Isu Eskploitasi Ekonomi Anak dalam Dunia Pendidikan

AKUAT SUPRIYANTO, Dosen Fakultas Ekonomi dan Bisnis Universitas Padjajaran Bandung.
Menurut hemat penulis, polisi perlu memasukkan berbagai pertimbangan sebelum melangkah jauh dalam mengusut kasus ini. Apalagi, UU Perlindungan Anak tidak memberikan penjelasan secara rinci mengenai hal-hal apa saja yang tercakup dalam pengertian eksploitasi ekonomi terhadap anak yang ncaman hukumannya 10 tahun dan dendanya mencapai 200 juta rupiah itu.
Pasal 76 I Undang-Undang 35 tahun 2014, yang menjadi dasar pelaporan oleh alumni-alumni SMA SPI, menyebutkan bahwa “Setiap orang dilarang menempatkan, membiarkan, melakukan, menyuruh melakukan, bahkan turut serta melakukan eksploitasi secara ekonomi dan atau seksual terhadap Anak”.
Tetapi, apakah konsep dan praktik pendidikan life skills masuk dalam cakupan pengertian tersebut, itu yang harus ditelisik secara seksama oleh aparat hukum yang saat ini sedang “ditarik-tarik” untuk masuk ke ranah konseptual dalam penyelenggaraan pendidikan.
Ketidakcukupan definisi hukum mengenai cakupan eksploitasi ekonomi terhadap anak perlu dijernihkan terlebih dulu secara filosofis. Tanpa mengurai makna eskploitasi dan eksploitasi ekonomi secara jelas, maka akan sulit mencari benang merah atas berbagai fragmen dalam tuduhan tersebut.
Pengertian eksploitasi ekonomi terhadap anak harus dirujuk pada konsep eksploitasi (exploitation) yang berarti pemanfaatan obyek secara sewenang-wenang. Dalam definisi eksploitasi, tujuan dari perlakuan sewenang-wenang atau berlebihan terhadap individu atau kelompok adalah kepentingan ekonomi oleh pihak tertentu.
Predikat kesewenang-wenangan menjadi penting; perlakukan eksploitatif kerap dilakukan tanpa mempertimbangan rasa kepatutan, keadilan serta kompensasi kesejahteraan.

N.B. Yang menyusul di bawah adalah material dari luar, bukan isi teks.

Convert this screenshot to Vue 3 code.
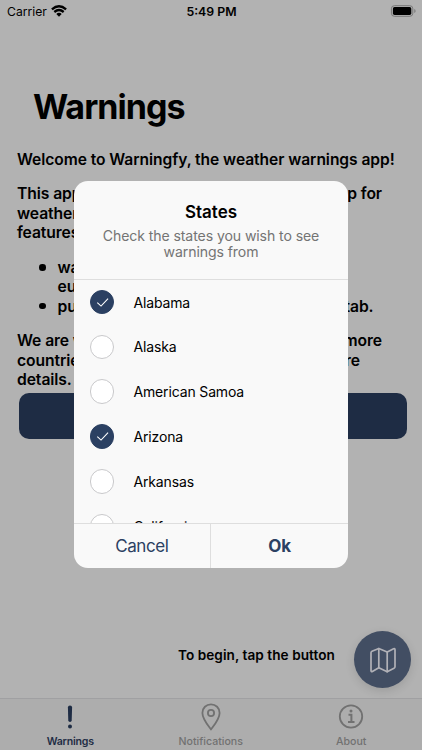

Dari pengertian tersebut, muncul pertanyaan penting terkait tuduhan para alumni SMA SPI. Apakah dalam mengerjakan berbagai “praktik kerja” seperti menjual kripik atau membersihkan jalan itu mereka dalam keadaan dipaksa dengan tekanan dan tidak mendapatkan imbal balik apapun? Ini harus jelas.
Jika para alumni merasa bahwa imbal balik itu ada, namun mereka merasa bahwa imbal balik yang mereka terima (sekolah gratis, tinggal dan makan gratis di asrama, kesempatan berkarir setelah lulus, dll) tak sebanding dengan apa yang mereka hasilkan, maka aparat hukum mau tak mau harus menginvestigasi klaim mereka terkait nilai objek.